I guess what i’m saying tonight is that I’m playing Paulo Nutini’s REWIND and realizing I understand the lyrics to this song. I don’t drink or bar hop that way but I am strung out on the floor and have lost ambitino. I even undersrstand the feeling of not having the right to write a song that deep because your life really isn’t that bad actually when he says “cleaing up the peices of the wreck you left behind in my not so stressful life”

I never wanted to admit this. I never wanted to even SEE IT. Because the truth was if i didn’t do a double take I never would have even seen it without someone else pointing it out. But no one did. no one knows the moves I make and apparentally only a few of the women i’ve tried to be with interact with each other enough to talk about me. I don’t know if there really IS an objective outside observer to call me a hypocrit. but I have realized this is true.

I guess all I want to say is “I’m sorry.” and that having seen that light I wish that  I could rewind and play it all over again because people hold grudges and I realize words will never do. If I really can’t trust my own stupid heart with the sound of it’s beating then maybe  I should learn from my experiences.

so anyways this is the song:

https://www.youtube.com/watch?v=v1eEC4foVtI I’m laying awake and wondering if even though I Hate the game itself I sohuld just play it because people are silly and NOT rational. It’s quite a delimia for me.

I’ve had it stuck in my head for nearly 2 years. When I posted the video “infinite love is the only truth” by david icke or “We think we are human”t hat’s all I felt.

how can I say i’m sorry so many times for “smothering” tristin but still do it over and over again too. I just wanted to scream I was sorry. I was sorry in a million different ways having seen that video and I don’t think some of these people will EVER forgive me. If i Had one big wish for the 21st it is just that they would. They would see everyhhing i’ve been feeling.

cause the truth is i’ve seen this for several months but I haven’t wanted to admit it. all these tears of regret and remorse but they don’t mean a thing to anyone and their grudge.

I think this is what you call evolving as a character. But it’s the most painful thing ever. Cause i’m not just sorry for one or two mistakes but a long disasterous stream of them that has carried on sense the day I turned 13 and i’m not a SHRED better than the VERY people I want to tell are all a bunch of fools. The only thing is I learned.

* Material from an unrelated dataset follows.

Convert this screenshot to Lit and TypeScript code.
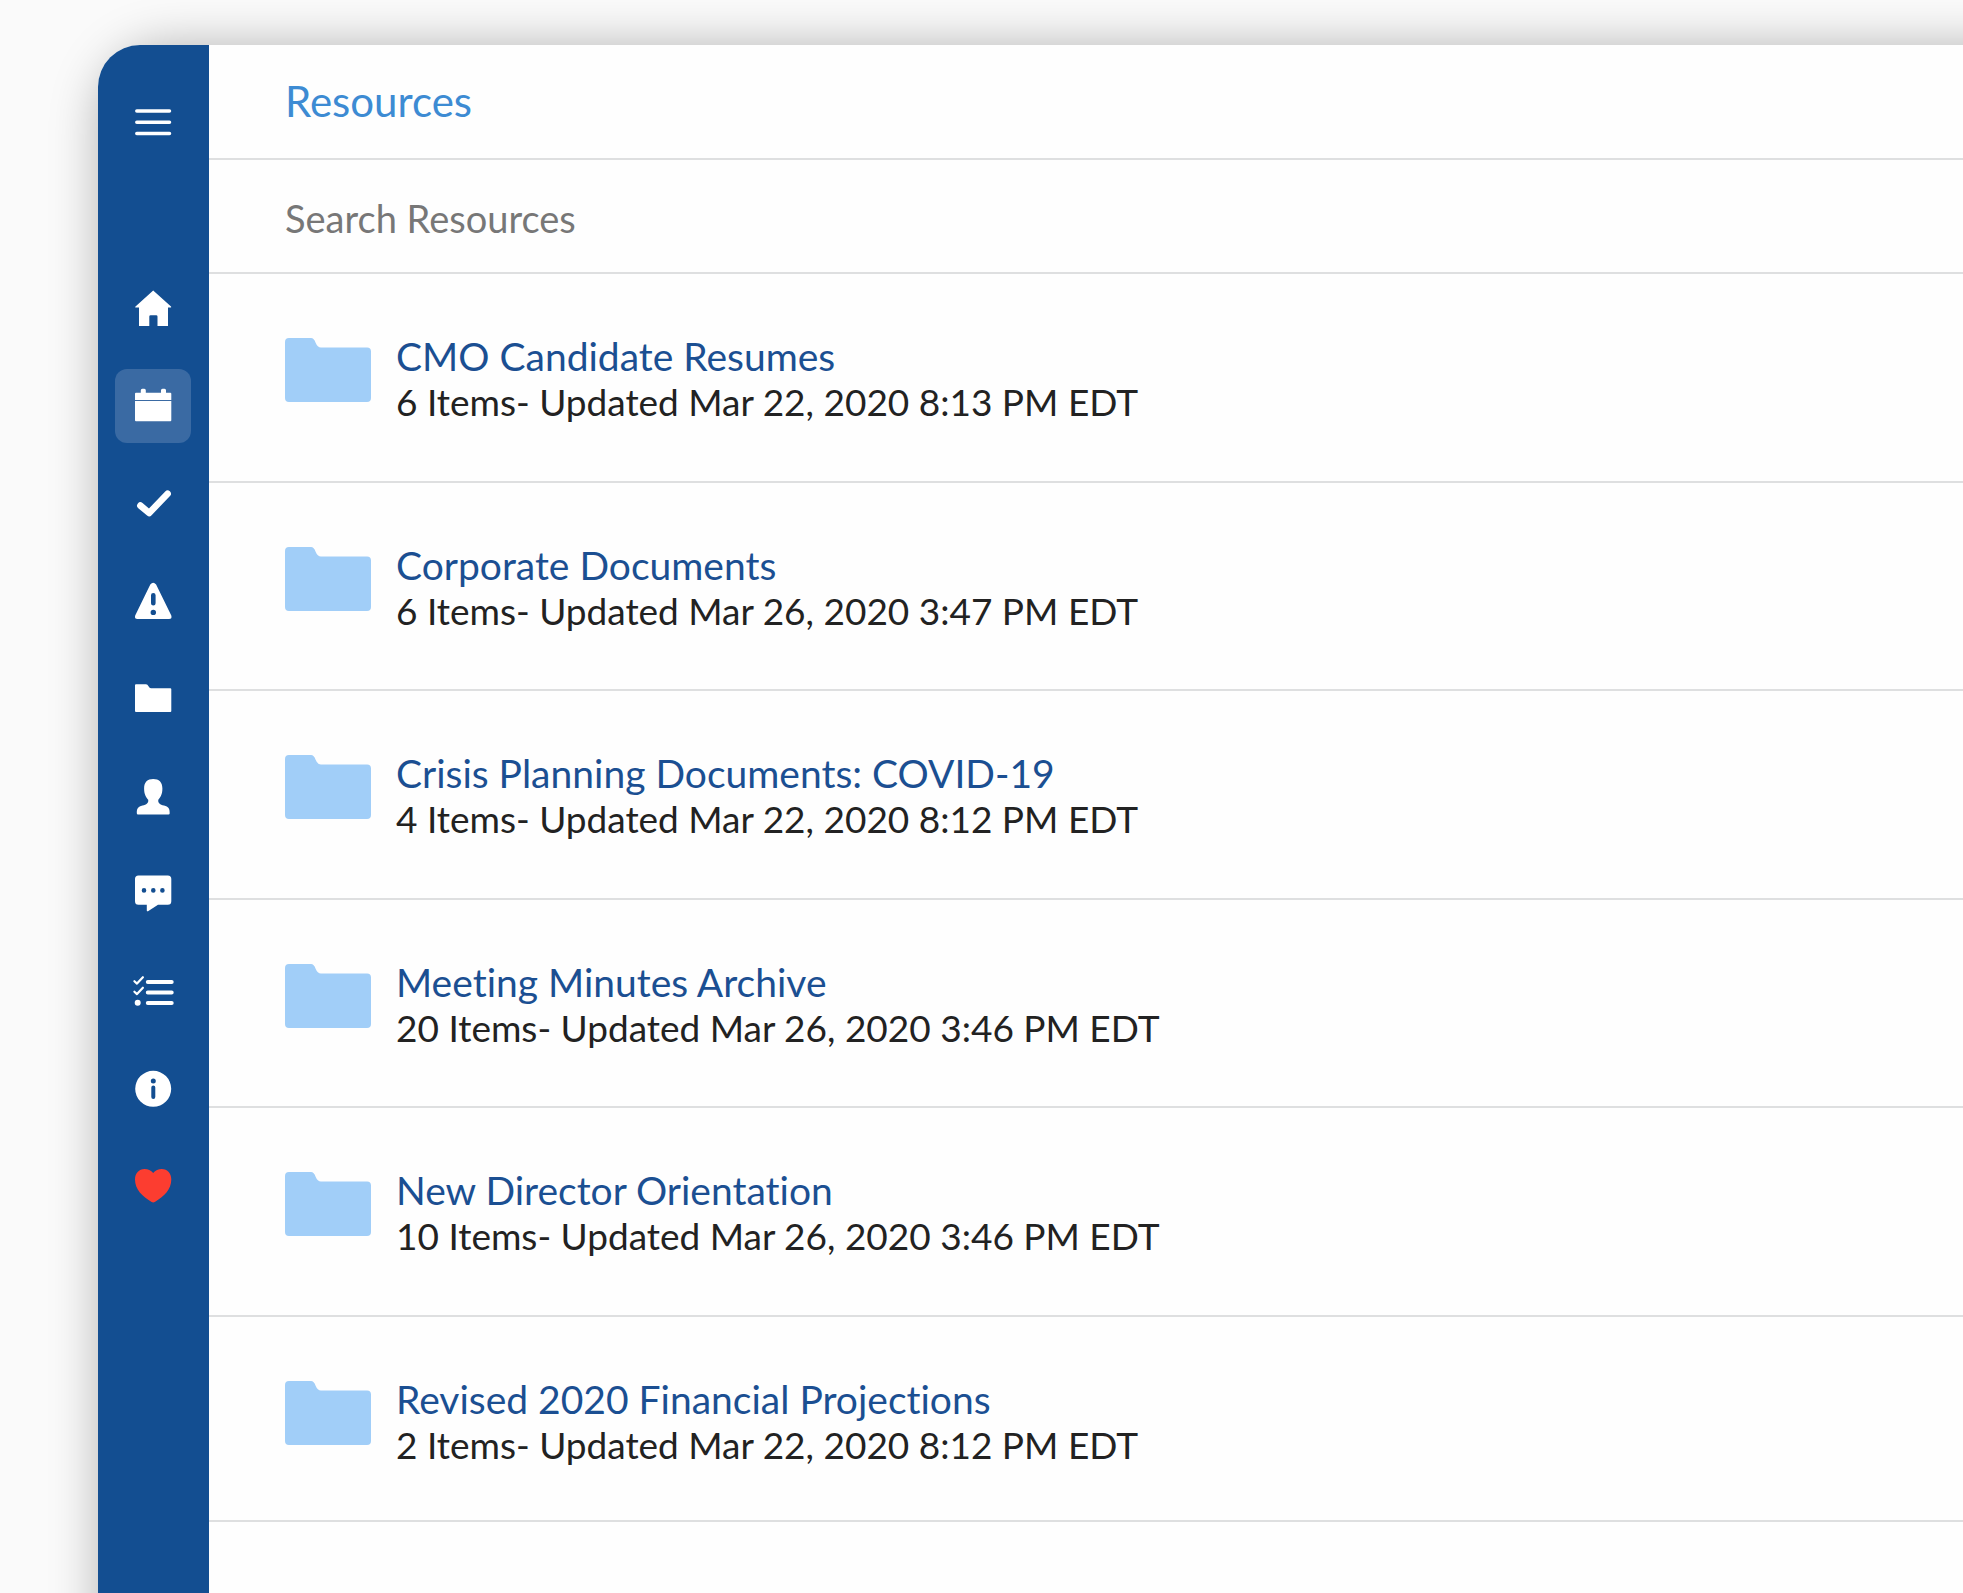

The hard way.

 I have “less social experience” than they do in a lot of context but I have also had FAR DEEPER relationships than they have with other people generally speaking wihh people my age simply because of my tendency to sensitivity and self reflection and being wise beyond my years.

the music in david ickes videos on that one and even the video for the fractal universe theory have songs in them that just make me feel that. I cry every time. Why can’t we just go back and start over? even If I had to learn to tell wHITE LIES about my level of passion for two people I still would have played my cards smarter

https://www.youtube.com/watch?v=fbRmJ_2nqyg

I don’t know why I’m aDDICTED to those tears of regret either but I kind of am.

under these stars and skies I am no better or worse than any of you. It’s sad.

this is why i’ve been under. in truth.

https://www.youtube.com/watch?v=zORy9nDsF18

funny we’re all connected and I feel So very separated from the whole tonight. the same as EVERY night. maybe I have built a self containered prison because I’m trying to express my remorse….. maybe I’ve walled off this way because I  know how badly I ****** up and I think I deserve to suffer for it.

ManifestoOfThePhoenix ManifestoOfThePhoenix
31-35, M
1 Response Dec 14, 2012

*hugs* I feel you man. I've had a lot of these things happen to me as well, and I've done a pretty poor job of making decisions in my past. I guess the best thing that came from it is that with each mistake I learn something new, even if it's tearing me apart.